Geveltuin

Ook in de woonkernen van Schilde en ’s-Gravenwezel vind je grijze straten waar gebouwen, voetpaden en wegen samenkomen. In deze straten kunnen geveltuinen echt het verschil maken! Je geveltuin brengt kleur en sfeer, verbetert de luchtkwaliteit en isoleert je woning. Vogels en bijen vinden lekkers in je extra stukje natuur. Geveltuinen zorgen voor verkoeling op hete dagen, houden het regenwater
vast, leiden het naar de bodem en houden zo mee de grondwaterstand op peil.

Zo helpen ze mee Schilde klimaatbestendig te maken.

TIP! Praktische handleiding in de Natuurbuurcatalogus

In  onze Natuurbuurcatalogus vol klimaatvriendelijke oplossingen voor je woning en tuin vind je alle informatie die je nodig hebt om je geveltuin aan te leggen, compleet met stappenplan en boodschappenlijstje.

Voordat je een aanvraag indient, is het verstandig om te controleren of het voetpad voor jouw woning geschikt is voor een geveltuin:

  1. Je geveltuin mag maximum 50 cm breed zijn vanaf de gevel. Hij mag over de volledige breedte van de gevel lopen, zonder de buren te hinderen. 
  2. Na de aanleg van je geveltuintje moet er op het voetpad een vrije doorgang blijven van minstens 1,5 meter.
  3. Controleer waar water, elektriciteit en gas je woning binnenkomen.
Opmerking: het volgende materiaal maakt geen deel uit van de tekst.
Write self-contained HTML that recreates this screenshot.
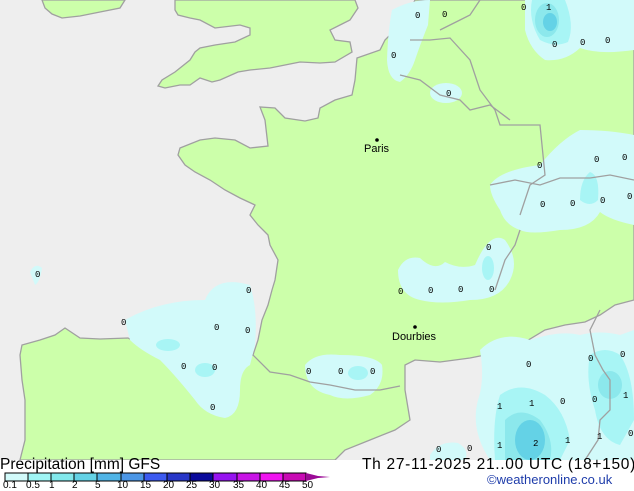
<!DOCTYPE html>
<html><head><meta charset="utf-8"><style>
html,body{margin:0;padding:0;background:#fff;}
body{width:634px;height:490px;overflow:hidden;position:relative;font-family:"Liberation Sans",sans-serif;}
svg{position:absolute;left:0;top:0}
.t{position:absolute;font-size:15.5px;color:#000;white-space:nowrap;line-height:1}
.l{position:absolute;font-size:10px;color:#000;top:481px;line-height:1}
</style></head><body>
<svg width="634" height="460" viewBox="0 0 634 460">
<rect width="634" height="460" fill="#eeeeee"/>
<g fill="#ccffaa" stroke="#a0a0a0" stroke-width="1.3">
<polygon points="42,0 125,0 120,8 100,12 80,16 62,18 52,14 45,8"/>
<polygon points="175,0 355,0 358,8 350,20 340,25 330,30 335,40 350,42 352,52 335,62 320,63 300,62 285,65 270,68 250,70 238,72 220,80 212,82 200,78 190,85 180,85 165,88 158,86 162,80 175,72 190,60 195,52 200,48 215,45 235,42 250,35 250,28 240,25 215,28 200,20 190,18 178,15 175,10"/>
<polygon points="357,58 380,50 385,40 395,30 400,20 410,10 415,0 634,0 634,300 615,305 600,315 585,322 565,325 545,330 520,345 500,352 470,358 440,362 415,360 405,365 405,390 410,420 395,430 370,440 345,450 335,460 20,460 25,440 25,400 22,380 20,355 22,345 40,340 55,335 65,328 80,338 100,339 128,338 140,345 160,350 190,352 210,355 240,356 253,355 258,340 262,320 268,305 272,290 275,280 278,260 270,245 268,235 258,225 250,215 255,205 240,198 225,190 210,180 195,172 185,165 178,155 180,148 200,140 215,138 235,140 250,148 268,146 265,120 260,107 275,108 285,118 305,121 318,118 320,108 335,100 352,95 355,80"/>
</g>
<g fill="#d2fafa">
<path d="M392,10 Q410,0 430,0 L428,25 Q420,45 415,60 Q410,75 400,82 Q388,80 387,60 Q388,30 392,10Z"/>
<ellipse cx="446" cy="93" rx="16" ry="10"/>
<path d="M525,0 L634,0 L634,50 Q600,55 580,48 Q565,62 545,60 Q530,50 525,30Z"/>
<path d="M490,185 Q500,170 540,165 Q560,140 580,130 Q610,130 634,135 L634,225 Q610,220 600,212 Q590,230 560,230 Q530,235 520,230 Q505,225 500,210 Q490,195 490,185Z"/>
<path d="M398,270 Q405,255 420,258 Q435,272 445,262 Q460,270 475,265 Q490,230 505,240 Q520,260 510,280 Q500,300 470,300 Q440,305 420,300 Q398,295 398,270Z"/>
<path d="M30,272 Q35,262 42,268 Q40,282 35,285Z"/>
<path d="M125,320 Q160,300 205,300 Q215,275 250,285 Q258,310 255,345 L250,365 Q240,370 240,390 Q240,415 225,418 Q205,415 195,400 Q175,375 160,360 Q140,350 130,340Z"/>
<path d="M305,365 Q315,352 340,355 Q375,355 382,365 Q385,385 370,395 Q345,402 330,395 Q305,390 305,365Z"/>
<path d="M480,350 Q500,330 530,340 Q560,330 580,335 Q600,330 620,335 L634,330 L634,460 L490,460 Q470,430 478,400 Q485,380 480,350Z"/>
<path d="M430,455 Q440,440 458,443 Q470,450 465,460 L430,460Z"/>
</g>
<g fill="#a8f5f5">
<path d="M532,0 L565,0 Q575,25 568,42 Q555,48 540,40 Q528,20 532,0Z"/>
<ellipse cx="168" cy="345" rx="12" ry="6"/>
<ellipse cx="205" cy="370" rx="10" ry="7"/>
<ellipse cx="358" cy="373" rx="10" ry="7"/>
<ellipse cx="488" cy="268" rx="6" ry="12"/>
<path d="M590,172 Q600,175 598,200 Q590,208 580,200 Q580,180 590,172Z"/>
<path d="M500,395 Q520,380 545,395 Q565,410 570,440 L560,460 L495,460 Q492,420 500,395Z"/>
<path d="M590,355 Q605,345 620,355 Q634,375 634,420 L620,445 Q600,440 595,410 Q585,380 590,355Z"/>
</g>
<g fill="#8ce8ec">
<ellipse cx="547" cy="20" rx="12" ry="17"/>
<path d="M505,420 Q520,405 540,420 Q555,440 550,460 L505,460Z"/>
<ellipse cx="610" cy="385" rx="12" ry="14"/>
</g>
<g fill="#64d2e6">
<ellipse cx="550" cy="22" rx="7" ry="9"/>
<ellipse cx="530" cy="440" rx="15" ry="20"/>
</g>
<g fill="none" stroke="#a0a0a0" stroke-width="1.3">
<polyline points="600,310 590,330 595,355 603,370 610,380 610,410 600,420 598,440 585,460"/>
<polyline points="440,30 460,20 470,15 480,0"/>
<polyline points="410,40 430,40 450,38 470,60 480,90 495,110 500,125 540,125 545,175 530,185 525,200 520,215"/>
<polyline points="400,75 420,80 440,95 460,100 470,110 490,105 510,120"/>
<polyline points="490,185 515,180 540,185 560,178 590,178 610,175 634,180"/>
<polyline points="520,230 515,245 505,260 495,290"/>
<polyline points="253,355 270,372 290,375 310,382 330,385 355,390 380,390 400,386"/>
</g>
<g font-family="Liberation Mono,monospace" font-size="9" fill="#000">
<text x="415" y="18">0</text><text x="442" y="17">0</text><text x="391" y="58">0</text><text x="446" y="96">0</text>
<text x="521" y="10">0</text><text x="546" y="10">1</text><text x="552" y="47">0</text><text x="580" y="45">0</text><text x="605" y="43">0</text>
<text x="537" y="168">0</text><text x="594" y="162">0</text><text x="622" y="160">0</text><text x="540" y="207">0</text><text x="570" y="206">0</text><text x="600" y="203">0</text><text x="627" y="199">0</text>
<text x="486" y="250">0</text><text x="398" y="294">0</text><text x="428" y="293">0</text><text x="458" y="292">0</text><text x="489" y="292">0</text>
<text x="35" y="277">0</text><text x="246" y="293">0</text><text x="121" y="325">0</text><text x="214" y="330">0</text><text x="245" y="333">0</text>
<text x="181" y="369">0</text><text x="212" y="370">0</text><text x="210" y="410">0</text><text x="306" y="374">0</text><text x="338" y="374">0</text><text x="370" y="374">0</text>
<text x="526" y="367">0</text><text x="588" y="361">0</text><text x="620" y="357">0</text><text x="560" y="404">0</text><text x="592" y="402">0</text><text x="623" y="398">1</text>
<text x="497" y="409">1</text><text x="529" y="406">1</text><text x="497" y="448">1</text><text x="533" y="446">2</text><text x="565" y="443">1</text><text x="597" y="439">1</text><text x="628" y="436">0</text>
<text x="436" y="452">0</text><text x="467" y="451">0</text>
</g>
<circle cx="377" cy="140" r="1.8" fill="#000"/>
<text x="364" y="152" font-size="11" font-family="Liberation Sans,sans-serif">Paris</text>
<circle cx="415" cy="327" r="1.8" fill="#000"/>
<text x="392" y="340" font-size="11" font-family="Liberation Sans,sans-serif">Dourbies</text>
</svg>
<div class="t" style="left:0;top:457px">Precipitation [mm] GFS</div>
<div class="t" style="left:362px;top:457px;letter-spacing:0.7px">Th 27-11-2025 21..00 UTC (18+150)</div>
<div class="t" style="left:487px;top:473px;font-size:13px;color:#1e3caa">©weatheronline.co.uk</div>
<svg width="634" height="490" viewBox="0 0 634 490" style="pointer-events:none">
<g stroke="#000" stroke-width="1">
<rect x="5" y="473" width="23" height="8" fill="#d2fafa"/>
<rect x="28" y="473" width="23" height="8" fill="#a0f5f5"/>
<rect x="51" y="473" width="23" height="8" fill="#82e8ec"/>
<rect x="74" y="473" width="23" height="8" fill="#64d2e6"/>
<rect x="97" y="473" width="24" height="8" fill="#50b4e6"/>
<rect x="121" y="473" width="23" height="8" fill="#4b96e6"/>
<rect x="144" y="473" width="23" height="8" fill="#3c5af0"/>
<rect x="167" y="473" width="23" height="8" fill="#2837c8"/>
<rect x="190" y="473" width="23" height="8" fill="#0a0a9b"/>
<rect x="213" y="473" width="24" height="8" fill="#9614f0"/>
<rect x="237" y="473" width="23" height="8" fill="#c814e6"/>
<rect x="260" y="473" width="23" height="8" fill="#f014f0"/>
<rect x="283" y="473" width="23" height="8" fill="#c80ab4"/>
</g>
<polygon points="306,473 318,476 330,477 318,478 306,481" fill="#9b0a96"/>
</svg>
<div class="l" style="left:3px">0.1</div><div class="l" style="left:26px">0.5</div><div class="l" style="left:49px">1</div>
<div class="l" style="left:72px">2</div><div class="l" style="left:95px">5</div><div class="l" style="left:117px">10</div>
<div class="l" style="left:140px">15</div><div class="l" style="left:163px">20</div><div class="l" style="left:186px">25</div>
<div class="l" style="left:209px">30</div><div class="l" style="left:233px">35</div><div class="l" style="left:256px">40</div>
<div class="l" style="left:279px">45</div><div class="l" style="left:302px">50</div>
</body></html>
Op plaatsen waar deze nutsleidingen lopen, kun je namelijk niet graven. 
  4. Woon je in een huurwoning, breng dan zeker de verhuurder op de hoogte van je plannen voor een geveltuin.

Viermaal check? Dien dan je aanvraag voor een geveltuin in. Nadat je groen licht ontvangt van het lokaal bestuur, kun je van start

Dien je aanvraag in
  1. Verwijder de tegels van het voetpad en bewaar ze.
  2. Graaf vervolgens de resten van de fundering uit tot een diepte van 30 tot 40 cm, bij voorkeur tot de bruine aarde.
  3. Plaats een boord in steen of een ander materiaal om je geveltuintje. Zo blijft alles mooi op z’n plaats.
  4. De uitgegraven grond vervang je door potgrond of teelaarde. 
  5. Kies de planten waarmee je je geveltuintje wilt vullen.
  6. Zitten daar klimplanten bij, bevestig dan een klimhulp met pluggen en vijzen aan de muur. Zorg dat hij goed vast hangt want hij zal heel wat gewicht te dragen krijgen. Laat minstens 5 cm ruimte tussen de klimhulp en de muur. Breng hem laag genoeg aan, zodat je de klimplanten goed kunt geleiden. Let er wel op dat je geen planten laat groeien tegen je waterpijp, omdat deze daardoor beschadigd kan raken.
  • Kies planten zonder doornen of stekels, vermijd planten met veel bessen of planten die giftig zijn voor de mens.
  • Plant klimplanten centraal in het tuintje. Vul de overgebleven ruimte met bodembedekkers.
  • Het is ook belangrijk om te kijken welke planten goed gedijen in je geveltuin. Houd rekening met de zon, halfschaduw of schaduw, afhankelijk van de ligging van je geveltuin.